Basically, when God created humans, He gifted us with His own special ability to imagine, to create. Think about it — the power that created the entire universe is inside you! And yet, we take that for granted. Our society tries to beat the imagination out of you before you have the change to do something revolutionary with it, and sadly, it often succeeds. It reduces us to little more than lazy housecats content to eat, sleep, and poop all day. We were built to be like God, but spend most of our time being like Garfield.

I think we all need a Genesis week. Imagine what would happen if we all stepped back for a while and did what made our hearts happy. What would happen if we threw ourselves into our creations and stopped caring what other people think? What if we wrote, sang, danced with abandon? What if instead of being so divided, we united over music and art and storytelling, the way we were intended to be? I think that would spark more than just a revolution. It would create a new Eden, a place of peace and contentment.

There’s a reason I study music therapy, and it’s because I feel there’s nothing closer to God than the act of creation. Nothing heals and changes people quite like creating music — or creating anything for that matter! Throw yourself into your creative endeavours, and if you don’t have one yet, find your passion. Maybe it’s baking. Maybe it’s knitting cat sweaters. It doesn’t matter.

Just create.

Devotional #1: Created to Create

Oh no, not another analysis of the Biblical creation story. Like there hasn’t been ten million of those dating back to the dawn of civilization. What’s some twenty-something chick with too much time on her hands going to teach me that I haven’t already heard?

Surely you know the tale by now. God took a week of His eternal existence to make this big round blue thing we call home. Well, maybe a week, maybe several eons, depending on your interpretation. I’m not here to debate the many views on that argument and why Old Earth Creationism is the correct one. I think in the noise of whether or not the creation story is to be taken literally, we lose what is possibly the most important verse in the first chapter of the Bible.

So God created mankind in his own image, in the image of God he created them; male and female he created them. –

Genesis 1:27

It’s worth noting that the creation story of the Abrahamic faiths doesn’t start with sex or violence, as many of the creation stories of that day did, not did the Creator make us to be slaves or toys. In the Catholic tradition (full disclosure: I am not Catholic, but the podcast I learned about this stuff is), it’s explicitly stated that we were simply created because God wanted to share life with us. He never needed us; he wanted us.
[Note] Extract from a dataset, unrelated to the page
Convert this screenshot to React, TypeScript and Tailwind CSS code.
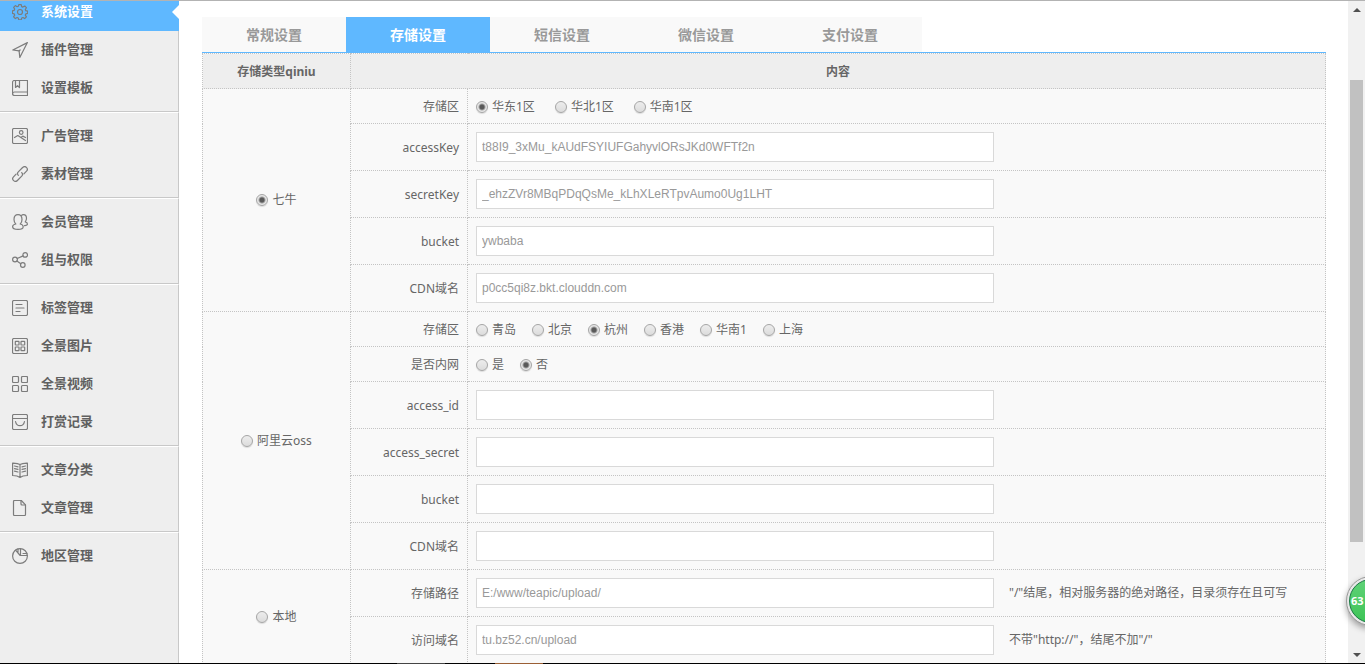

Which is cool in and of itself. But we often miss the coolest part — we were made IN HIS IMAGE.

Male. Female. Heck, I’m certain non-binary folks would be included had there been a word for y’all on Ancient Hebrew. We were created creative. Let me say that again.

You were created — BY a creative God — to be creative. The Creator of everything ever gave you His awesomest superpower.

If you’ve spent even one afternoon around a kid, you know how imaginative we are from birth. Children will weave together entire universes. It’s an innate power built into our software, yet it so often gets beaten out of us by adulthood. Just listen to “Flowers Are Red” by Harry Chapin. We sacrifice our gifts of creativity and imagination on the alter of adulthood and leave behind that part of ourselves that was created to be divine.

What did you do as a kid that brought you joy? What sparked your imagination? Take a moment to reconnect with that part of your soul. Give any reservations to God and jump right in. Who cares if you’ll never be the next Stephen King or Pablo Picasso? Humans were created to create, so break out that pen or paintbrush and get to it.